Your task is to transcribe all of the data below exactly, omitting the images.

=== GIVEN MATERIAL ===
--- BEGIN ---

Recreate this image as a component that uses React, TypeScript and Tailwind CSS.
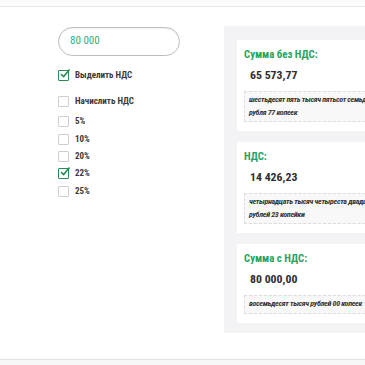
import { useState } from 'react';

const font = { fontFamily: '"Roboto Condensed", "Liberation Sans Narrow", Roboto, sans-serif' };

function Box({ checked }: { checked: boolean }) {
  return (
    <span
      className={`relative w-[11px] h-[11px] shrink-0 border-[1.5px] rounded-[1px] ${
        checked ? 'border-[#2f8a55]' : 'border-[#cfcfcf]'
      }`}
    >
      {checked && (
        <svg className="absolute -top-[3px] left-[0px]" width="12" height="12" viewBox="0 0 12 12">
          <path d="M2 6.2 L4.6 8.6 L10.5 1.5" fill="none" stroke="#2f8a55" strokeWidth="1.6" />
        </svg>
      )}
    </span>
  );
}

function Check({ label, checked, onClick, className }: { label: string; checked: boolean; onClick: () => void; className?: string }) {
  return (
    <div onClick={onClick} className={`flex items-center gap-[6px] cursor-pointer ${className ?? ''}`}>
      <Box checked={checked} />
      <span className="text-[9px] font-bold text-[#3a3a3a] leading-none">{label}</span>
    </div>
  );
}

const results = [
  { title: 'Сумма без НДС:', value: '65 573,77', words: 'шестьдесят пять тысяч пятьсот семьдесят три рубля 77 копеек' },
  { title: 'НДС:', value: '14 426,23', words: 'четырнадцать тысяч четыреста двадцать шесть рублей 23 копейки' },
  { title: 'Сумма с НДС:', value: '80 000,00', words: 'восемьдесят тысяч рублей 00 копеек' },
];

export default function App() {
  const [mode, setMode] = useState<'extract' | 'add'>('extract');
  const [rate, setRate] = useState('22%');

  return (
    <div className="w-[365px] h-[365px] overflow-hidden bg-white flex flex-col" style={font}>
      <div className="h-[6px] bg-[#fbfbfb]" />
      <div className="flex flex-1 border-t border-[#e6e6e6]">
        <div className="w-[224px] shrink-0 pl-[58px] pt-[20px]">
          <div className="w-[122px] h-[29px] rounded-full border border-[#bdbdbd] flex items-center pl-[11px] shadow-[inset_0_1px_2px_rgba(0,0,0,0.06)]">
            <span className="text-[11px] text-[#2fb277]">80 000</span>
          </div>
          <Check className="mt-[14px] h-[11px]" label="Выделить НДС" checked={mode === 'extract'} onClick={() => setMode('extract')} />
          <Check className="mt-[15px] h-[11px]" label="Начислить НДС" checked={mode === 'add'} onClick={() => setMode('add')} />
          <div className="mt-[6px] flex flex-col">
            {['5%', '10%', '20%', '22%', '25%'].map((r) => (
              <Check key={r} className="h-[17.4px]" label={r} checked={rate === r} onClick={() => setRate(r)} />
            ))}
          </div>
        </div>
        <div className="flex-1 mt-[19px] mb-[26px] bg-[#f3f3f5] pl-[13px] pt-[14px]">
          <div className="flex flex-col gap-[11px] w-[180px]">
            {results.map((r) => (
              <div key={r.title} className="bg-white pl-[7px] pr-[7px] pt-[9px] pb-[9px]">
                <div className="text-[10.8px] font-bold text-[#27a35e] leading-[11px]">{r.title}</div>
                <div className="mt-[8px] pl-[6px] text-[11.8px] font-bold text-[#2e2e2e] leading-[15px]">{r.value}</div>
                <div className="mt-[8px] border border-dashed border-[#dcdcdc] bg-[#f8f8f8] px-[4px] py-[2px]">
                  <p className="text-[8px] tracking-[-0.32px] italic font-bold text-[#333] leading-[12.5px]">{r.words}</p>
                </div>
              </div>
            ))}
          </div>
        </div>
      </div>
      <div className="h-[6px] border-t border-[#e4e4e4] bg-[#f7f7f7] shadow-[0_-1px_2px_rgba(0,0,0,0.04)]" />
    </div>
  );
}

--- END ---

=== EXERCISE OUTPUT ===
Recreate this image as a component that uses React, TypeScript and Tailwind CSS.
import { useState } from 'react';

const font = { fontFamily: '"Roboto Condensed", "Liberation Sans Narrow", Roboto, sans-serif' };

function Box({ checked }: { checked: boolean }) {
  return (
    <span
      className={`relative w-[11px] h-[11px] shrink-0 border-[1.5px] rounded-[1px] ${
        checked ? 'border-[#2f8a55]' : 'border-[#cfcfcf]'
      }`}
    >
      {checked && (
        <svg className="absolute -top-[3px] left-[0px]" width="12" height="12" viewBox="0 0 12 12">
          <path d="M2 6.2 L4.6 8.6 L10.5 1.5" fill="none" stroke="#2f8a55" strokeWidth="1.6" />
        </svg>
      )}
    </span>
  );
}

function Check({ label, checked, onClick, className }: { label: string; checked: boolean; onClick: () => void; className?: string }) {
  return (
    <div onClick={onClick} className={`flex items-center gap-[6px] cursor-pointer ${className ?? ''}`}>
      <Box checked={checked} />
      <span className="text-[9px] font-bold text-[#3a3a3a] leading-none">{label}</span>
    </div>
  );
}

const results = [
  { title: 'Сумма без НДС:', value: '65 573,77', words: 'шестьдесят пять тысяч пятьсот семьдесят три рубля 77 копеек' },
  { title: 'НДС:', value: '14 426,23', words: 'четырнадцать тысяч четыреста двадцать шесть рублей 23 копейки' },
  { title: 'Сумма с НДС:', value: '80 000,00', words: 'восемьдесят тысяч рублей 00 копеек' },
];

export default function App() {
  const [mode, setMode] = useState<'extract' | 'add'>('extract');
  const [rate, setRate] = useState('22%');

  return (
    <div className="w-[365px] h-[365px] overflow-hidden bg-white flex flex-col" style={font}>
      <div className="h-[6px] bg-[#fbfbfb]" />
      <div className="flex flex-1 border-t border-[#e6e6e6]">
        <div className="w-[224px] shrink-0 pl-[58px] pt-[20px]">
          <div className="w-[122px] h-[29px] rounded-full border border-[#bdbdbd] flex items-center pl-[11px] shadow-[inset_0_1px_2px_rgba(0,0,0,0.06)]">
            <span className="text-[11px] text-[#2fb277]">80 000</span>
          </div>
          <Check className="mt-[14px] h-[11px]" label="Выделить НДС" checked={mode === 'extract'} onClick={() => setMode('extract')} />
          <Check className="mt-[15px] h-[11px]" label="Начислить НДС" checked={mode === 'add'} onClick={() => setMode('add')} />
          <div className="mt-[6px] flex flex-col">
            {['5%', '10%', '20%', '22%', '25%'].map((r) => (
              <Check key={r} className="h-[17.4px]" label={r} checked={rate === r} onClick={() => setRate(r)} />
            ))}
          </div>
        </div>
        <div className="flex-1 mt-[19px] mb-[26px] bg-[#f3f3f5] pl-[13px] pt-[14px]">
          <div className="flex flex-col gap-[11px] w-[180px]">
            {results.map((r) => (
              <div key={r.title} className="bg-white pl-[7px] pr-[7px] pt-[9px] pb-[9px]">
                <div className="text-[10.8px] font-bold text-[#27a35e] leading-[11px]">{r.title}</div>
                <div className="mt-[8px] pl-[6px] text-[11.8px] font-bold text-[#2e2e2e] leading-[15px]">{r.value}</div>
                <div className="mt-[8px] border border-dashed border-[#dcdcdc] bg-[#f8f8f8] px-[4px] py-[2px]">
                  <p className="text-[8px] tracking-[-0.32px] italic font-bold text-[#333] leading-[12.5px]">{r.words}</p>
                </div>
              </div>
            ))}
          </div>
        </div>
      </div>
      <div className="h-[6px] border-t border-[#e4e4e4] bg-[#f7f7f7] shadow-[0_-1px_2px_rgba(0,0,0,0.04)]" />
    </div>
  );
}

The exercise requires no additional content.